What is being asked: All of the lines below are to be transcribed faithfully, with pictures excluded from the copy.

Collected material:

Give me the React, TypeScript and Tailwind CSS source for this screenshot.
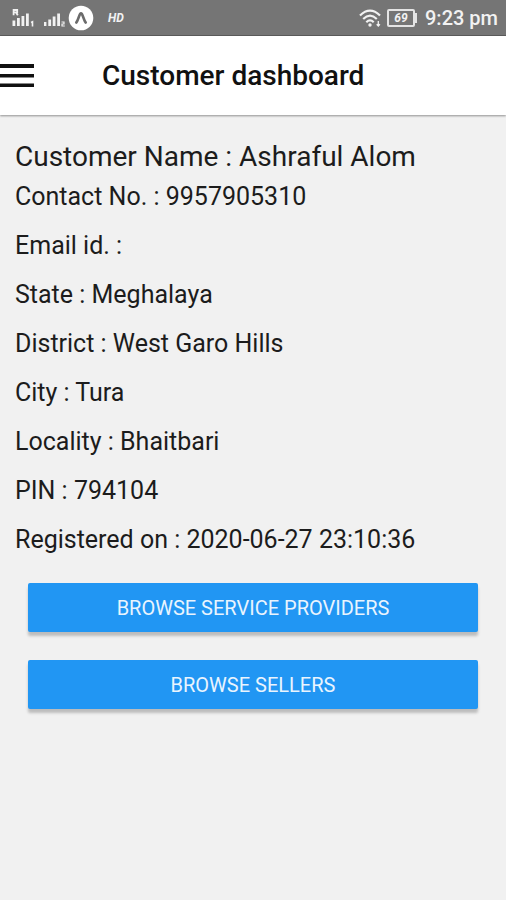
const details = [
  { label: "Contact No.", value: "9957905310" },
  { label: "Email id.", value: "" },
  { label: "State", value: "Meghalaya" },
  { label: "District", value: "West Garo Hills" },
  { label: "City", value: "Tura" },
  { label: "Locality", value: "Bhaitbari" },
  { label: "PIN", value: "794104" },
  { label: "Registered on", value: "2020-06-27 23:10:36" },
];

function SignalOne() {
  return (
    <svg width="24" height="20" viewBox="0 0 24 20" fill="currentColor" aria-hidden="true">
      {/* roaming mark */}
      <path d="M1.6 7.2V2h3.6v2.4H2M4 4.4 5.8 7.2" fill="none" stroke="currentColor" strokeWidth="1.8" />
      <path d="M.5 12.5h2.8V18H.5zM5 10h2.8v8H5zM9.5 8h2.8v10H9.5zM14 5.5h2.8V18H14z" />
      <path d="M19 14.5 20.5 13.8V18.5" fill="none" stroke="currentColor" strokeWidth="1.6" />
    </svg>
  );
}

function SignalTwo() {
  return (
    <svg width="24" height="20" viewBox="0 0 24 20" fill="currentColor" aria-hidden="true">
      <path d="M0 14h2.4v4H0zM4.3 11.5h2.8V18H4.3zM8.7 8.5h2.8V18H8.7zM13.2 5.5H16V18h-2.8z" />
      <path d="M17.5 14H20v2h-2v2h2.8" fill="none" stroke="currentColor" strokeWidth="1.2" />
    </svg>
  );
}

function AppBadge() {
  return (
    <svg width="26" height="26" viewBox="0 0 26 26" aria-hidden="true">
      <circle cx="13" cy="13" r="12.3" fill="#fff" />
      <path
        d="M8.3 17.5C9.9 15.8 11 10.5 12.2 8.8Q13 7.8 13.8 8.8C15 10.5 16.1 15.8 17.7 17.5"
        fill="none"
        stroke="#6b6b6b"
        strokeWidth="2.6"
        strokeLinecap="round"
      />
    </svg>
  );
}

function WifiIcon() {
  return (
    <svg width="22" height="18" viewBox="0 0 22 18" fill="none" stroke="currentColor" strokeWidth="2.2" aria-hidden="true">
      <path d="M1 6.5Q11-3.2 21 6.5M4.2 10Q11 3.4 17.8 10M7.3 13.2Q11 9.6 14.7 13.2" />
      <circle cx="11" cy="16" r="1.7" fill="currentColor" stroke="none" />
      <path d="M19.3 12v5M17.7 15.2 19.3 17l1.6-1.8" strokeWidth="1.3" />
    </svg>
  );
}

function Battery() {
  return (
    <div className="flex items-center">
      <span className="flex h-[18px] w-7 items-center justify-center rounded-xs border-2 border-[#e4e4e4] text-xs leading-none font-bold italic">
        69
      </span>
      <span className="h-2.5 w-0.5 bg-[#e4e4e4]" />
    </div>
  );
}

function StatusBar() {
  return (
    <div className="flex h-9 items-center justify-between border-b border-[#5c5c5c] bg-[#757575] pr-2 pl-3 text-[#f2f2f2]">
      <div className="flex items-center">
        <SignalOne />
        <span className="w-2" />
        <SignalTwo />
        <AppBadge />
        <span className="ml-3.5 text-xs font-bold italic">HD</span>
      </div>
      <div className="flex items-center">
        <WifiIcon />
        <div className="mr-2 ml-1.5">
          <Battery />
        </div>
        <span className="text-xl font-medium">9:23 pm</span>
      </div>
    </div>
  );
}

function ActionButton({ label }: { label: string }) {
  return (
    <button
      type="button"
      className="h-[49px] w-full rounded-xs bg-[#2196f3] text-xl text-[#e9f4fe] uppercase shadow-[0_4px_3px_rgba(0,0,0,0.22)]"
    >
      {label}
    </button>
  );
}

export default function App() {
  return (
    <div className="flex min-h-screen flex-col bg-[#f1f1f1] font-[Roboto,sans-serif] text-[#1c1c1c]">
      <StatusBar />
      <header className="flex h-[79px] items-center bg-white shadow-[0_1px_2px_rgba(0,0,0,0.4)]">
        <button type="button" aria-label="Open menu" className="w-[102px]">
          <svg width="34" height="24" viewBox="0 0 34 24" fill="#111">
            <path d="M0 0h34v4H0zM0 10h34v3.5H0zM0 19.5h34V23H0z" />
          </svg>
        </button>
        <h1 className="text-[28px] font-medium text-[#111]">Customer dashboard</h1>
      </header>
      <main className="px-[15px] pt-6">
        <h2 className="mb-1 text-[28px] leading-9">Customer Name : Ashraful Alom</h2>
        {details.map((d) => (
          <p key={d.label} className="mb-[13px] text-[25px] leading-9">
            {d.label} : {d.value}
          </p>
        ))}
        <div className="flex flex-col gap-7 px-[13px] pt-3">
          <ActionButton label="Browse service providers" />
          <ActionButton label="Browse sellers" />
        </div>
      </main>
    </div>
  );
}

The answer:
Give me the React, TypeScript and Tailwind CSS source for this screenshot.
const details = [
  { label: "Contact No.", value: "9957905310" },
  { label: "Email id.", value: "" },
  { label: "State", value: "Meghalaya" },
  { label: "District", value: "West Garo Hills" },
  { label: "City", value: "Tura" },
  { label: "Locality", value: "Bhaitbari" },
  { label: "PIN", value: "794104" },
  { label: "Registered on", value: "2020-06-27 23:10:36" },
];

function SignalOne() {
  return (
    <svg width="24" height="20" viewBox="0 0 24 20" fill="currentColor" aria-hidden="true">
      {/* roaming mark */}
      <path d="M1.6 7.2V2h3.6v2.4H2M4 4.4 5.8 7.2" fill="none" stroke="currentColor" strokeWidth="1.8" />
      <path d="M.5 12.5h2.8V18H.5zM5 10h2.8v8H5zM9.5 8h2.8v10H9.5zM14 5.5h2.8V18H14z" />
      <path d="M19 14.5 20.5 13.8V18.5" fill="none" stroke="currentColor" strokeWidth="1.6" />
    </svg>
  );
}

function SignalTwo() {
  return (
    <svg width="24" height="20" viewBox="0 0 24 20" fill="currentColor" aria-hidden="true">
      <path d="M0 14h2.4v4H0zM4.3 11.5h2.8V18H4.3zM8.7 8.5h2.8V18H8.7zM13.2 5.5H16V18h-2.8z" />
      <path d="M17.5 14H20v2h-2v2h2.8" fill="none" stroke="currentColor" strokeWidth="1.2" />
    </svg>
  );
}

function AppBadge() {
  return (
    <svg width="26" height="26" viewBox="0 0 26 26" aria-hidden="true">
      <circle cx="13" cy="13" r="12.3" fill="#fff" />
      <path
        d="M8.3 17.5C9.9 15.8 11 10.5 12.2 8.8Q13 7.8 13.8 8.8C15 10.5 16.1 15.8 17.7 17.5"
        fill="none"
        stroke="#6b6b6b"
        strokeWidth="2.6"
        strokeLinecap="round"
      />
    </svg>
  );
}

function WifiIcon() {
  return (
    <svg width="22" height="18" viewBox="0 0 22 18" fill="none" stroke="currentColor" strokeWidth="2.2" aria-hidden="true">
      <path d="M1 6.5Q11-3.2 21 6.5M4.2 10Q11 3.4 17.8 10M7.3 13.2Q11 9.6 14.7 13.2" />
      <circle cx="11" cy="16" r="1.7" fill="currentColor" stroke="none" />
      <path d="M19.3 12v5M17.7 15.2 19.3 17l1.6-1.8" strokeWidth="1.3" />
    </svg>
  );
}

function Battery() {
  return (
    <div className="flex items-center">
      <span className="flex h-[18px] w-7 items-center justify-center rounded-xs border-2 border-[#e4e4e4] text-xs leading-none font-bold italic">
        69
      </span>
      <span className="h-2.5 w-0.5 bg-[#e4e4e4]" />
    </div>
  );
}

function StatusBar() {
  return (
    <div className="flex h-9 items-center justify-between border-b border-[#5c5c5c] bg-[#757575] pr-2 pl-3 text-[#f2f2f2]">
      <div className="flex items-center">
        <SignalOne />
        <span className="w-2" />
        <SignalTwo />
        <AppBadge />
        <span className="ml-3.5 text-xs font-bold italic">HD</span>
      </div>
      <div className="flex items-center">
        <WifiIcon />
        <div className="mr-2 ml-1.5">
          <Battery />
        </div>
        <span className="text-xl font-medium">9:23 pm</span>
      </div>
    </div>
  );
}

function ActionButton({ label }: { label: string }) {
  return (
    <button
      type="button"
      className="h-[49px] w-full rounded-xs bg-[#2196f3] text-xl text-[#e9f4fe] uppercase shadow-[0_4px_3px_rgba(0,0,0,0.22)]"
    >
      {label}
    </button>
  );
}

export default function App() {
  return (
    <div className="flex min-h-screen flex-col bg-[#f1f1f1] font-[Roboto,sans-serif] text-[#1c1c1c]">
      <StatusBar />
      <header className="flex h-[79px] items-center bg-white shadow-[0_1px_2px_rgba(0,0,0,0.4)]">
        <button type="button" aria-label="Open menu" className="w-[102px]">
          <svg width="34" height="24" viewBox="0 0 34 24" fill="#111">
            <path d="M0 0h34v4H0zM0 10h34v3.5H0zM0 19.5h34V23H0z" />
          </svg>
        </button>
        <h1 className="text-[28px] font-medium text-[#111]">Customer dashboard</h1>
      </header>
      <main className="px-[15px] pt-6">
        <h2 className="mb-1 text-[28px] leading-9">Customer Name : Ashraful Alom</h2>
        {details.map((d) => (
          <p key={d.label} className="mb-[13px] text-[25px] leading-9">
            {d.label} : {d.value}
          </p>
        ))}
        <div className="flex flex-col gap-7 px-[13px] pt-3">
          <ActionButton label="Browse service providers" />
          <ActionButton label="Browse sellers" />
        </div>
      </main>
    </div>
  );
}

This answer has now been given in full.